Açıkçası bu konu için uzun bir diyalog masasına ihtiyacımız var. Bugün bölge yaşanan gelişmelerle birlikte, yeni bir Sykes-Picot ile karşı karşıya. Bu çok açık. Bölge parçalanıyor. Amerikan-Siyonist projenin karşısında yer alanların ve bu projeye karşı mücadeleye inananların bir araya gelip bu projeyi yok etmesi gerekiyor. Ardından bir masaya oturulup sorunların çözülmesi gerekiyor. Biz net olarak halkların kendi kaderini tayin etme hakkının yanındayız. Düşmanımız ortak ise bir araya gelip bu düşmana karşı savaşmamız ve ardından diyalog masasına oturup etraflıca konuşmamız gerekiyor. Bugün bu olan bitenin hedefinde ne var? Filistinlilerin “geri dönüş hakkının'' bitirilmesi var. Batı Şeria'nın yüzde 40'ı Filistinlilerin elindeydi.

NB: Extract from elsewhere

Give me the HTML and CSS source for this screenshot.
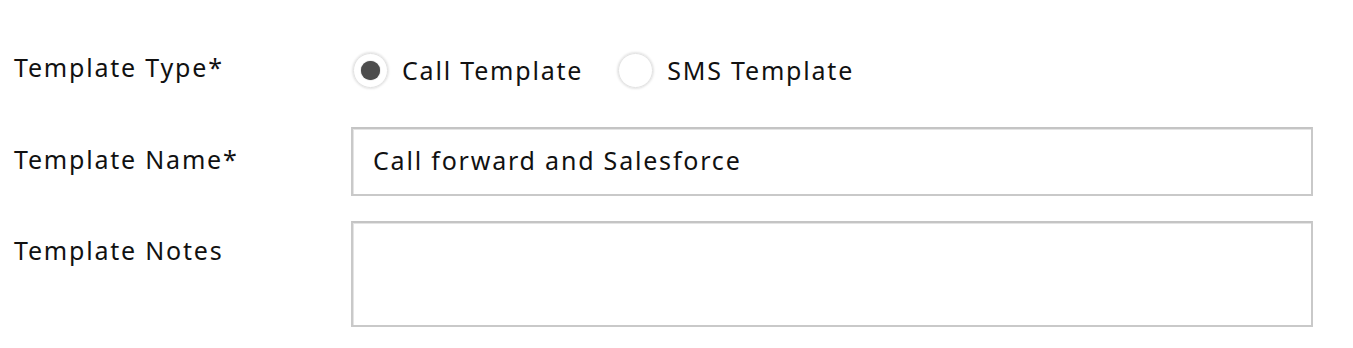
FILE: index.html
```html
<!DOCTYPE html>
<html lang="en">
<head>
  <meta charset="UTF-8">
  <title>Template</title>
  <link rel="stylesheet" href="styles.css">
</head>
<body>

<form class="tpl-form">
  <div class="row row-type">
    <label class="lbl">Template Type*</label>
    <div class="radios">
      <span class="radio on"></span><span class="radio-txt">Call Template</span>
      <span class="radio"></span><span class="radio-txt">SMS Template</span>
    </div>
  </div>

  <div class="row row-name">
    <label class="lbl">Template Name*</label>
    <div class="field">Call forward and Salesforce</div>
  </div>

  <div class="row row-notes">
    <label class="lbl">Template Notes</label>
    <div class="field notes"></div>
  </div>
</form>

</body>
</html>
```

FILE: styles.css
```css
body { margin: 0; background: #fff; color: #111; font-family: "Noto Sans", Lato, sans-serif; font-size: 25px; letter-spacing: 1.8px; }
.tpl-form { padding: 46px 0 0 14px; width: 1299px; }
.row { display: grid; grid-template-columns: 337px 962px; align-items: center; }
.row-type { height: 48px; }
.row-name { margin-top: 33px; }
.row-notes { margin-top: 25px; align-items: start; }
.lbl { line-height: 36px; padding-bottom: 6px; }
.row-notes .lbl { padding-top: 11px; padding-bottom: 0; }
.radios { display: flex; align-items: center; }
.radio {
  width: 35px; height: 35px; border-radius: 50%; box-sizing: border-box;
  border: 1px solid #e2e2e2; box-shadow: 0 0 3px rgba(0,0,0,.22);
  display: flex; align-items: center; justify-content: center; margin-right: 14px; margin-left: 2px;
}
.radio.on::after { content: ""; width: 19px; height: 19px; border-radius: 50%; background: #4c4c4c; box-shadow: 0 0 1px #4c4c4c; }
.radio-txt { margin-right: 33px; }
.field {
  box-sizing: border-box; height: 69px; border: 2px solid #c9c9c9; border-top-color: #c4c4c4;
  box-shadow: inset 1px 1px 0 #e4e4e4;
  padding: 0 20px 4px; display: flex; align-items: center;
}
.field.notes { height: 106px; }
```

Yerleşim yerleri inşa etmeye devam eden işgalciler Batı Şeria'nın yüzde 25'ini daha aldı. Dediğim gibi bu konu için etraflıca oturup konuşmamız gerekiyor. Kürt kardeşlerimize Amerikalılara çok güvenmemelerini söylemek istiyorum. Biz Amerikalılara güvenmiyoruz. Ben diyebilirim ki Kürtler kendi imkânlarına -ki o imkânlarını iyi biliyorum- güvenmeli. Boyunlarını Amerikan satırının altında tutmamalı. ABD ilişki içinde olduklarını sadece kendi çıkarları için bir araç olarak görür. ABD'nin kabul edebileceği ilişki türü budur.